George Kalamaras, Poet Laureate of Indiana (2014-2016), is Professor of English at Indiana University-Purdue University Fort Wayne, where he has taught since 1990. He is the author of thirteen previous books of poetry. His six previous full-length books include Kingdom of Throat-Stuck Luck (2011), winner of the Elixir Press Poetry Contest, The Recumbent Galaxy (2010), co-authored with Alvaro Cardona-Hine and winner of the C & R Press Open Competition, and The Theory and Function of Mangoes (2000), winner of the Four Way Books Intro Series. His chapbooks include The Mining Camps of the Mouth (2012), winner of the New Michigan Press/DIAGRAM Chapbook Award. He is the recipient of a Creative Writing Fellowship from the National Endowment for the Arts (1993) and two Individual Artist Fellowships from the Indiana Arts Commission (2011 and 2001).
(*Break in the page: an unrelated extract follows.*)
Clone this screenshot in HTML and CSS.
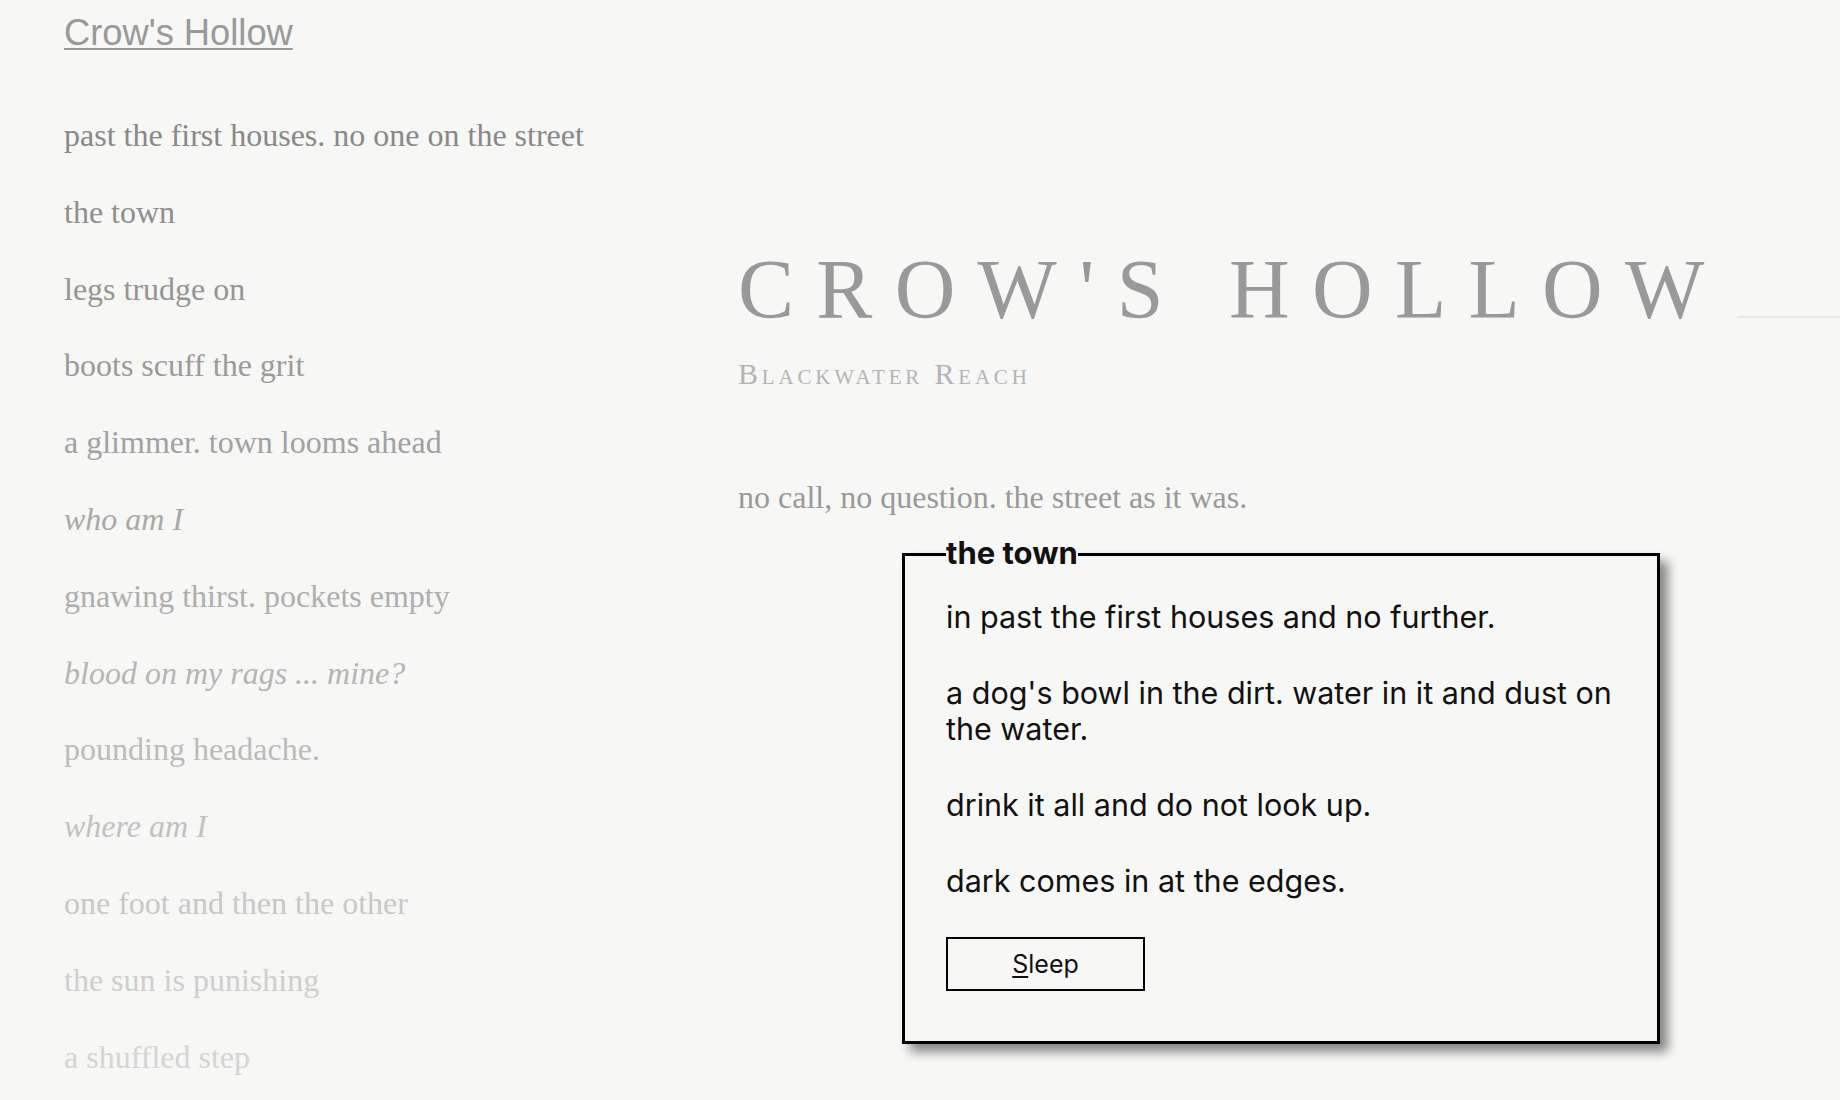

During 1994, he spent several months in India on an Indo-U.S. Advanced Research Fellowship from the Fulbright Foundation and the Indo-U.S. Subcommission on Education and Culture. After living many years with their beagle, Barney, George and his wife, writer Mary Ann Cain, have welcomed a new beagle hound, Bootsie, into their home. They live in Fort Wayne, Indiana, and regularly return to northern Colorado, where George and Mary Ann lived for several years in the 1980s.